そんな寂しい山道を独り必死に歩いていると、木の根っこでも食べていたのか猪が掘り返した山道に足を滑らせて4メートルほどずり落ちる始末。筋肉痛を抑えながらやっとのことで出たところは墓地の中でした。でも、目の前には窪津漁港が見えてきて、ひと安心。慣れない古い遍路道の独り歩き、頼れるのは自分独りであることを改めて実感した「歩き遍路」でありました。
金剛福寺の宿坊に泊まる
足摺岬の金剛福寺では、久しぶりに宿坊に泊まらせていただきました。お客は、関東からおいでのご夫婦と私の3名だけでしたので、夕食時一献傾けながらいろんなお話しをさせていただきました。私よりもう少し長いスパンで区切り遍路をされていて、移動は公共交通機関利用が原則というご夫婦、今回は観自在寺まで行っていったんお帰りになるとか。仏像彫りが趣味という温厚そうなご主人を温かく包み込む奥様。こちらまで心なごむ時間をいただきました。
老いの生き方
宿坊だけあって、部屋は広いけれどもテレビもラジオもありません。部屋の鍵もありません。秋の虫の音が静かに聴こえてきます。早々に眠りにつきました。翌朝は5時半に起床、6時から「朝のお勤め」がありました。ご住職と般若心経を唱えました。そして、法話のテーマは「老いの生き方」でした。人生80年、100年と言われる時代の人の生き方。あまり早く介護施設に入ると、手取り足取りの介護サービスで逆に体力が萎えてしまう。元気なうちはできるだけ身体を動かした方がよいと。納得です。「歩き遍路」も、そのひとつかもしれません。
「歩き遍路」を始めたのが一年前の9月下旬。以後2カ月に一度の頻度で出かけて、やっと修行の道場といわれる土佐の国を歩き終えました。88ヶ寺のうち39ヶ寺を巡ったことになります。次回から菩薩の道場といわれる伊予の国・愛媛県に入りますが、こちらもなかなかタイトな旅になりそうな予感がします。
岩本寺本堂の格天井
さて、今回も前回同様、夜10時に大阪駅バスターミナルを出発して翌朝午前5時過ぎに高知駅前に到着すると、普通列車に飛び乗って2時間45分、窪川駅に降り立ちました。
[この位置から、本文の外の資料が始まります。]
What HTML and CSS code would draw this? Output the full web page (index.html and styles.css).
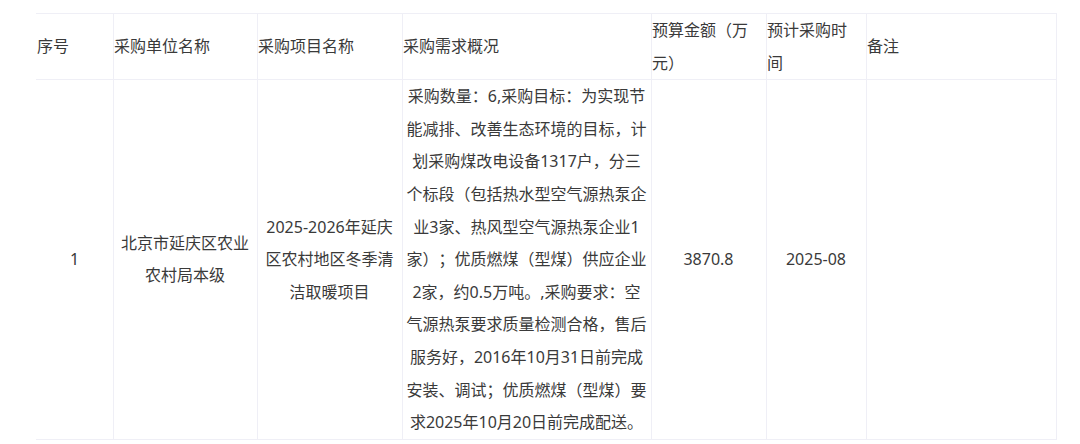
FILE: index.html
```html
<!DOCTYPE html>
<html lang="zh-CN">
<head>
  <meta charset="UTF-8" />
  <meta name="viewport" content="width=device-width, initial-scale=1.0"/>
  <title>采购意向</title>
  <link rel="stylesheet" href="styles.css">
</head>
<body>

  <div class="wrap">
    <table class="plan">
      <colgroup>
        <col class="c-no">
        <col class="c-unit">
        <col class="c-project">
        <col class="c-desc">
        <col class="c-budget">
        <col class="c-time">
        <col class="c-note">
      </colgroup>
      <thead>
        <tr>
          <th>序号</th>
          <th>采购单位名称</th>
          <th>采购项目名称</th>
          <th>采购需求概况</th>
          <th>预算金额（万元）</th>
          <th>预计采购时间</th>
          <th>备注</th>
        </tr>
      </thead>
      <tbody>
        <tr>
          <td>1</td>
          <td>北京市延庆区农业农村局本级</td>
          <td>2025-2026年延庆区农村地区冬季清洁取暖项目</td>
          <td>采购数量：6,采购目标：为实现节能减排、改善生态环境的目标，计划采购煤改电设备1317户，分三个标段（包括热水型空气源热泵企业3家、热风型空气源热泵企业1家）；优质燃煤（型煤）供应企业2家，约0.5万吨。,采购要求：空气源热泵要求质量检测合格，售后服务好，2016年10月31日前完成安装、调试；优质燃煤（型煤）要求2025年10月20日前完成配送。</td>
          <td>3870.8</td>
          <td>2025-08</td>
          <td></td>
        </tr>
      </tbody>
    </table>
  </div>

</body>
</html>
```

FILE: styles.css
```css
body {
  margin: 0;
  background: #fff;
  font-family: "Noto Sans", "Noto Sans CJK SC", sans-serif;
  font-size: 16px;
  color: #3a3a3a;
  text-spacing-trim: space-all;
}
.wrap {
  padding: 13px 24px 0 36px;
}
table.plan {
  width: 1020px;
  table-layout: fixed;
  border-collapse: collapse;
}
.c-no { width: 77px; }
.c-unit { width: 144px; }
.c-project { width: 145px; }
.c-desc { width: 249px; }
.c-budget { width: 115px; }
.c-time { width: 100px; }
.c-note { width: 190px; }
th, td {
  padding: 0 5px 0 0;
  border: 1px solid #efeff6;
  line-height: 32.6px;
  vertical-align: middle;
  word-break: break-all;
}
th {
  font-weight: normal;
  text-align: left;
}
td {
  text-align: center;
  padding: 0 3px 0 2px;
}
th:first-child, td:first-child {
  border-left-color: transparent;
}
```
そして10分ほどのところにある37番札所・岩本寺に向かいました。このお寺の本堂の天井には全国から集まった600枚近い絵画で覆いつくされています。なかなかの圧巻でした。
雄大な入野松原と四万十川
窪川駅に舞い戻ると、今度は土佐くろしお鉄道の特急列車に乗って土佐上川口駅を下車。まずは海岸沿いに入野松原をめざしました。延々と続く浜辺を1時間あまり歩いて辿り着いたのが道の駅です。ここで小休止。「シラス丼」をいただいたあと松林を楽しみながら、四万十川に向かいました。単調な風景を眺めながらひたすら歩き続けておよそ3時間。やっと四万十大橋に到着です。休憩所で一服したあと、雄大な四万十川を眺めながら堤防沿いに北上して中村駅に向かい、この日お世話になる民宿土佐に到着しました。
翌日は足摺岬へ、そのまた翌日は足摺岬からバスにのって西海岸回りで中村駅に戻ると、列車で平田駅に向かいました。駅から歩いて40分ほどでしょうか。土佐の国最後になる39番札所・延光寺に到着です。関東のご夫婦とはここでお別れでした。
こうして今回も、たくさんの気づきをいただいて帰阪することができました。さあて、次回は年末、それとも年明け?伊予の国の地理をお勉強してから計画を立てることにいたします。